Though Barton works eight hours per shift, the Hypothermia Van patrols the city 24 hours a day. During the hot summer months the van is converted to a Hyperthermia Van, providing shade and water to the homeless suffering from heat-related difficulties. The program is funded through D.C. and various non-profit organizations.

One of the first stops is the West End Library, just north of Foggy Bottom, where several homeless men are sitting on the stairs. “Hypothermia van!” she exclaims, and within seconds he men arrive at the window to receive socks, gloves and donuts.

“People that don’t want to talk to you, they can be dangerous,” she said. “So you have to leave them alone.”

She added that it is important to try to talk to everyone, regardless of their condition.

“I keep a smile on my face. I’m walking with God as my protector, so you just have faith in Him and you know nothing is going to happen to you,” Barton said.

As she looks out the window, Barton reflects on her most memorable experience in her 25 years riding in the van. Seven years ago, she said, she picked up a man whose clothes were frozen to the ground and was dying of hypothermia. Though she saved his life, he now curses at her when she offers help.

“I used to sit around and wonder why they don’t want my help,” she said. “And after a while you get to know them, and they have a mental condition. That’s why they don’t want your help.”

At 8:30 p.m., the van pulls up to the Superior Court House, and Barton goes inside to speak with Pricilla, an elderly woman taking refuge from the cold. Barton has known Pricilla for many years and has repeatedly tried to convince her to sleep in shelters.

“She won’t go, because these guards are treating her so nice,” she said as she leaves the courthouse. “I looked at that lady and I wanted to scoop her up in this van!”

The District has more than 500 shelters where impoverished residents can live for free. Drug addicts, Barton explained, often risk their lives on the streets because they have to stay sober in shelters.

“That’s their business, what they do. We’ve got to service them,” she said, referring to the drug use. “They can’t take their pipes in (the shelters), and they aren’t going to give up their pipes.”

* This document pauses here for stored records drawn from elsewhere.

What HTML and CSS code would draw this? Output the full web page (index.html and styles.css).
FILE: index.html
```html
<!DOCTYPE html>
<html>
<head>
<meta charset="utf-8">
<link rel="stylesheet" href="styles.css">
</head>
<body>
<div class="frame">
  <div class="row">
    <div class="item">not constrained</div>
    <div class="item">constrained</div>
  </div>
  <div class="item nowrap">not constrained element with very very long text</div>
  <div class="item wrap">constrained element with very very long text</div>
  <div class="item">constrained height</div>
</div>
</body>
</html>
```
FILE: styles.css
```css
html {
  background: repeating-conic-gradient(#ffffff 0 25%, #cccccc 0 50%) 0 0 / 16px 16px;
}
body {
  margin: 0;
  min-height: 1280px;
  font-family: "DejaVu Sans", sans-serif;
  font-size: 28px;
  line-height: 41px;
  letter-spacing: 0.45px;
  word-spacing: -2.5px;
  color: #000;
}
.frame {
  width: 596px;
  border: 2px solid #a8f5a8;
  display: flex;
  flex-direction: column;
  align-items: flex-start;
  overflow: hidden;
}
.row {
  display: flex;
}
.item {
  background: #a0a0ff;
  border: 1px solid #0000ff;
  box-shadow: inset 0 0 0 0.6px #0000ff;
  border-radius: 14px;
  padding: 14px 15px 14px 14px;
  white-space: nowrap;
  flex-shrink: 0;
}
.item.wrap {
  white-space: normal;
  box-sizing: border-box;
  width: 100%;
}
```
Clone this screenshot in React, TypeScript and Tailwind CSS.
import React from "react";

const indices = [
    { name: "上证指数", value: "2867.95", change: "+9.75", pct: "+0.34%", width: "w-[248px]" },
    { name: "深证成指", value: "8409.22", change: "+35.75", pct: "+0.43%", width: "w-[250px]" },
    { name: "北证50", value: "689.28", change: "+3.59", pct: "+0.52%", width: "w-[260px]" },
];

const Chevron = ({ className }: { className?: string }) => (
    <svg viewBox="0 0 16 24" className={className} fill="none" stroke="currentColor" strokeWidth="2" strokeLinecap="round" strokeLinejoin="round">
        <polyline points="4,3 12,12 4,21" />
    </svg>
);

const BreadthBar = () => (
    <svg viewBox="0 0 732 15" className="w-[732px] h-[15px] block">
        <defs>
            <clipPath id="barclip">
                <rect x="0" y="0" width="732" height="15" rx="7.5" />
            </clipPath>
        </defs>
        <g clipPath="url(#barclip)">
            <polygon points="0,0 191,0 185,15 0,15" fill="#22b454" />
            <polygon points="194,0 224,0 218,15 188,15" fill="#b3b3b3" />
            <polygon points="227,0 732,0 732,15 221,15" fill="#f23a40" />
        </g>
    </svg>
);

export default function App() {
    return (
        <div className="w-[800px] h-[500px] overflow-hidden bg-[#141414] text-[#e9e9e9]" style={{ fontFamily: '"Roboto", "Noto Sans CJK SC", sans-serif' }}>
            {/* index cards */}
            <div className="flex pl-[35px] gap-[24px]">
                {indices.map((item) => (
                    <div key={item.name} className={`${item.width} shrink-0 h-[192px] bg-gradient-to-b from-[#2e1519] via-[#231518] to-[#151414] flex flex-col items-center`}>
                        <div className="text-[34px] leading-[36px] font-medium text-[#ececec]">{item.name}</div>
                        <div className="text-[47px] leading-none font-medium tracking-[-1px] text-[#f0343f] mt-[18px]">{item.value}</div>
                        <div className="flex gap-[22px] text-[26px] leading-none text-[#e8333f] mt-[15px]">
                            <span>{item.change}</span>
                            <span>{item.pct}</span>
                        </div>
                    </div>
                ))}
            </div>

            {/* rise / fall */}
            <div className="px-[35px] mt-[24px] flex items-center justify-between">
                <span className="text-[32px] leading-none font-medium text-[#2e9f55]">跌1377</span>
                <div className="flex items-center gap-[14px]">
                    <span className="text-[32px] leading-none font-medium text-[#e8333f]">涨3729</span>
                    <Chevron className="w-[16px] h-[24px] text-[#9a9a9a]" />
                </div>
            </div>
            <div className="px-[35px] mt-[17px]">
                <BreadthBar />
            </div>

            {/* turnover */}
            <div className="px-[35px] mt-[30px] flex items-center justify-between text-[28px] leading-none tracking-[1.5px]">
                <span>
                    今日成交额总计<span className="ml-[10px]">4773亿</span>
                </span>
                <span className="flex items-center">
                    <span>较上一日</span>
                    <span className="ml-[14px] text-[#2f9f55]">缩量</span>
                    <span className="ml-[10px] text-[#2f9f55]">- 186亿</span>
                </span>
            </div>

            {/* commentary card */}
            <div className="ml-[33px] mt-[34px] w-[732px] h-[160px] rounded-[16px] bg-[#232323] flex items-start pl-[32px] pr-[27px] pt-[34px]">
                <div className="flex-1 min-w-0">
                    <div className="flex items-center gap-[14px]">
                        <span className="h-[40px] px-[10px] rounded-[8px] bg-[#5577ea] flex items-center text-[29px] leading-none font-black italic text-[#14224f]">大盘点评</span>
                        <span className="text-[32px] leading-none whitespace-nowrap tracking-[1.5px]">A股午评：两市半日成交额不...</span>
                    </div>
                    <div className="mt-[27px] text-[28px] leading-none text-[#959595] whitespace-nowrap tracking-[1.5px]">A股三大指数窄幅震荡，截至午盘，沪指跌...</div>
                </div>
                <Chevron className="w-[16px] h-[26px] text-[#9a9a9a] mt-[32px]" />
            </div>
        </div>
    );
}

Soon the van pulls up to a large tent covered in snowy blankets located near the Greyhound bus station. Less than a block from a warm shelter, men inside the cold tent ignite lighters. Barton said later they were smoking crack.

A man – foam dripping from his mouth – eventually approaches the van and takes three pairs of gloves. When the van pulls away from what Barton calls “tent city,” she said the gloves will probably be sold for more drugs.

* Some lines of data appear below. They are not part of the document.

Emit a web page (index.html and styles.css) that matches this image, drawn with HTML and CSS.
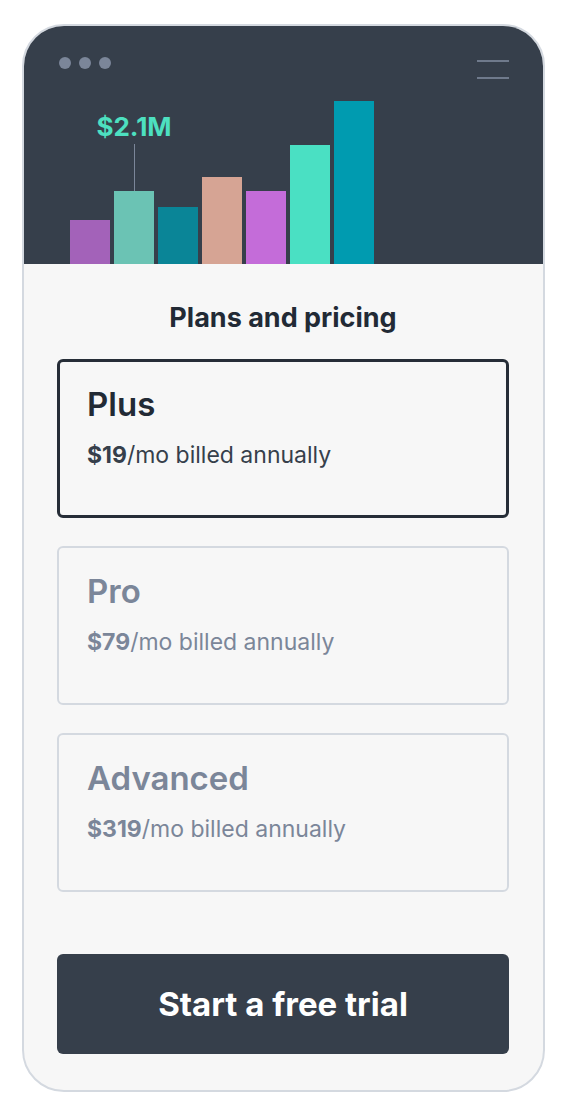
FILE: index.html
```html
<!DOCTYPE html>
<html lang="en">
<head>
    <meta charset="UTF-8">
    <meta name="viewport" content="width=device-width, initial-scale=1.0">
    <title>Plans and pricing</title>
    <link rel="stylesheet" href="styles.css">
</head>
<body>

    <div class="phone">
        <div class="header">
            <div class="topbar">
                <div class="dots">
                    <span></span>
                    <span></span>
                    <span></span>
                </div>
                <div class="menu">
                    <span></span>
                    <span></span>
                </div>
            </div>
            <div class="chart">
                <div class="bar" style="height: 44px; background: #a362b9;"></div>
                <div class="bar-col">
                    <div class="bar-label">$2.1M</div>
                    <div class="bar-line"></div>
                    <div class="bar" style="height: 73px; background: #6bc3b4;"></div>
                </div>
                <div class="bar" style="height: 57px; background: #0a8597;"></div>
                <div class="bar" style="height: 87px; background: #d6a494;"></div>
                <div class="bar" style="height: 73px; background: #c46cd9;"></div>
                <div class="bar" style="height: 119px; background: #4ae0c3;"></div>
                <div class="bar" style="height: 163px; background: #009bb0;"></div>
            </div>
        </div>

        <div class="content">
            <h2 class="title">Plans and pricing</h2>

            <div class="plans">
                <div class="plan plan-active">
                    <h3>Plus</h3>
                    <p><b>$19</b>/mo billed annually</p>
                </div>
                <div class="plan">
                    <h3>Pro</h3>
                    <p><b>$79</b>/mo billed annually</p>
                </div>
                <div class="plan">
                    <h3>Advanced</h3>
                    <p><b>$319</b>/mo billed annually</p>
                </div>
            </div>

            <button class="trial-btn">Start a free trial</button>
        </div>
    </div>

</body>
</html>
```

FILE: styles.css
```css
* {
    margin: 0;
    padding: 0;
    box-sizing: border-box;
}

body {
    background: #fff;
    font-family: Inter, "Noto Sans", sans-serif;
    color: #222a35;
}

.phone {
    width: 523px;
    height: 1068px;
    margin: 24px 23px 0 22px;
    border: 2px solid #d4d9e0;
    border-radius: 42px;
    background: #f7f7f7;
    overflow: hidden;
    display: flex;
    flex-direction: column;
}

.header {
    height: 238px;
    background: #363f4b;
    display: flex;
    flex-direction: column;
    justify-content: space-between;
}

.topbar {
    display: flex;
    justify-content: space-between;
    align-items: flex-start;
    padding: 0 34px 0 35px;
}

.dots {
    display: flex;
    gap: 8px;
    margin-top: 31px;
}

.dots span {
    width: 12px;
    height: 12px;
    border-radius: 50%;
    background: #7b8699;
}

.menu {
    width: 32px;
    display: flex;
    flex-direction: column;
    gap: 15px;
    margin-top: 34px;
}

.menu span {
    height: 2px;
    background: #6f7a8c;
}

.chart {
    display: flex;
    align-items: flex-end;
    gap: 4px;
    padding-left: 46px;
}

.bar {
    width: 40px;
}

.bar-col {
    width: 40px;
    display: flex;
    flex-direction: column;
    align-items: center;
}

.bar-label {
    color: #4de0c0;
    font-size: 26px;
    font-weight: 700;
    line-height: 30px;
    white-space: nowrap;
    margin-bottom: 2px;
}

.bar-line {
    width: 1px;
    height: 47px;
    background: #7b8699;
}

.content {
    flex: 1;
    padding: 0 34px 0 33px;
    display: flex;
    flex-direction: column;
}

.title {
    font-size: 27px;
    font-weight: 700;
    text-align: center;
    line-height: 30px;
    margin: 39px 0 26px;
}

.plans {
    display: flex;
    flex-direction: column;
    gap: 28px;
}

.plan {
    height: 159px;
    border: 2px solid #d4d9e0;
    border-radius: 6px;
    padding: 23px 28px;
    color: #7b8699;
}

.plan-active {
    border: 3px solid #262d37;
    padding: 22px 27px;
    color: #222a35;
}

.plan h3 {
    font-size: 33px;
    font-weight: 600;
    line-height: 40px;
}

.plan p {
    font-size: 23px;
    line-height: 26px;
    margin-top: 18px;
}

.plan-active p {
    color: #363f4b;
}

.trial-btn {
    margin-top: 62px;
    height: 100px;
    border: none;
    border-radius: 6px;
    background: #363f4b;
    color: #fff;
    font-family: inherit;
    font-size: 33px;
    font-weight: 700;
    cursor: pointer;
}
```
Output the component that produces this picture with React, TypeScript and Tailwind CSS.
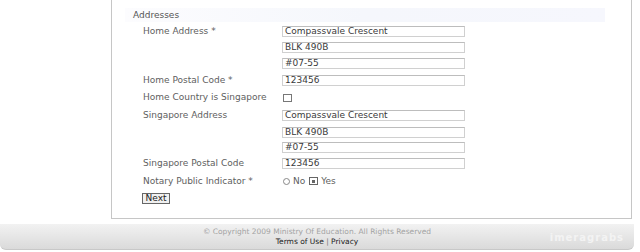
import React from "react";

const font = { fontFamily: '"DejaVu Sans", Verdana, sans-serif' };

function Field({ value }: { value: string }) {
  return (
    <div className="w-[183px] h-[11px] border border-[#d0d0d0] border-t-[#bdbdbd] bg-white flex items-center pl-[2px] text-[9px] leading-none text-[#3a3a3a] whitespace-nowrap overflow-hidden">
      {value}
    </div>
  );
}

function Row({ h, label, children }: { h: string; label?: string; children?: React.ReactNode }) {
  return (
    <div className={`flex items-center ${h}`}>
      <div className="w-[139px] text-[9px] leading-none text-[#606060] whitespace-nowrap">{label}</div>
      <div className="flex items-center">{children}</div>
    </div>
  );
}

export default function App() {
  return (
    <div className="w-[640px] h-[252px] bg-white overflow-hidden relative" style={font}>
      <div className="ml-[111px] w-[521px] h-[219px] border-l border-r border-b border-[#c6c6c6] flex flex-col">
        <div className="mt-[8px] ml-[13px] w-[480px] h-[14px] bg-gradient-to-r from-[#fcfcfe] via-[#f5f7fc] to-[#f6f7fd] flex items-center pl-[8px] text-[9px] leading-none text-[#555]">
          Addresses
        </div>
        <div className="mt-[1px] pl-[31px] flex flex-col">
          <Row h="h-[16px]" label="Home Address *">
            <Field value="Compassvale Crescent" />
          </Row>
          <Row h="h-[16px]">
            <Field value="BLK 490B" />
          </Row>
          <Row h="h-[17px]">
            <Field value="#07-55" />
          </Row>
          <Row h="h-[17px]" label="Home Postal Code *">
            <Field value="123456" />
          </Row>
          <Row h="h-[17px]" label="Home Country is Singapore">
            <div className="ml-[1px] w-[9px] h-[8px] border border-[#777] bg-white" />
          </Row>
          <Row h="h-[18px]" label="Singapore Address">
            <Field value="Compassvale Crescent" />
          </Row>
          <Row h="h-[16px]">
            <Field value="BLK 490B" />
          </Row>
          <Row h="h-[15px]">
            <Field value="#07-55" />
          </Row>
          <Row h="h-[17px]" label="Singapore Postal Code">
            <Field value="123456" />
          </Row>
          <Row h="h-[18px]" label="Notary Public Indicator *">
            <div className="flex items-center text-[9px] leading-none text-[#606060]">
              <div className="ml-[1px] w-[7px] h-[7px] rounded-full border border-[#888] bg-white" />
              <span className="ml-[3px]">No</span>
              <div className="ml-[4px] w-[9px] h-[8px] border border-[#666] bg-white flex items-center justify-center">
                <div className="w-[3px] h-[3px] bg-[#666]" />
              </div>
              <span className="ml-[3px]">Yes</span>
            </div>
          </Row>
          <div className="h-[16px] flex items-center">
            <div className="-ml-[1px] w-[28px] h-[11px] border border-[#666] bg-[#f0f0f0] flex items-center justify-center text-[9px] leading-none text-[#222]">
              Next
            </div>
          </div>
        </div>
      </div>
      <div className="mt-[5px] w-[634px] h-[26px] rounded-b-[6px] bg-gradient-to-b from-[#f2f2f2] to-[#dadada] border-b border-[#c8c8c8] flex flex-col items-center justify-center gap-[2px] relative">
        <div className="text-[7.5px] leading-none text-[#a3a3a3] whitespace-nowrap">
          © Copyright 2009 Ministry Of Education. All Rights Reserved
        </div>
        <div className="text-[7.5px] leading-none text-[#222] whitespace-nowrap">
          Terms of Use <span className="text-[#777]">|</span> Privacy
        </div>
        <div className="absolute right-[10px] top-[9px] text-[10px] font-bold leading-none text-[#f3f3f3] tracking-[1px]">
          imeragrabs
        </div>
      </div>
    </div>
  );
}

On 12th and G streets, a homeless man named Eugene Evans, 31, enters the van and asks to be taken to Adams Place shelter. Relaxing in the back of the warm van, he says he lives on the streets because there was too much drug use in his family’s house. The cold street, he says, is a better environment than his home – although staying in unpredictable shelters can sometimes be dangerous.

“Just being away from (my family) is better,” said Evans, who was the only person who accepted a ride to a shelter. “Ever since I left the area, it’s been better for me. When I was (at home), I was frustrated.”

Services such as the Hypothermia Van, Evans added, make the District a unique place to be homeless.

“It’s a lot of people from all over the United States,” he said of the indigent population in Washington. “And they say the service for the homeless (in D.C.) is better than any other state.”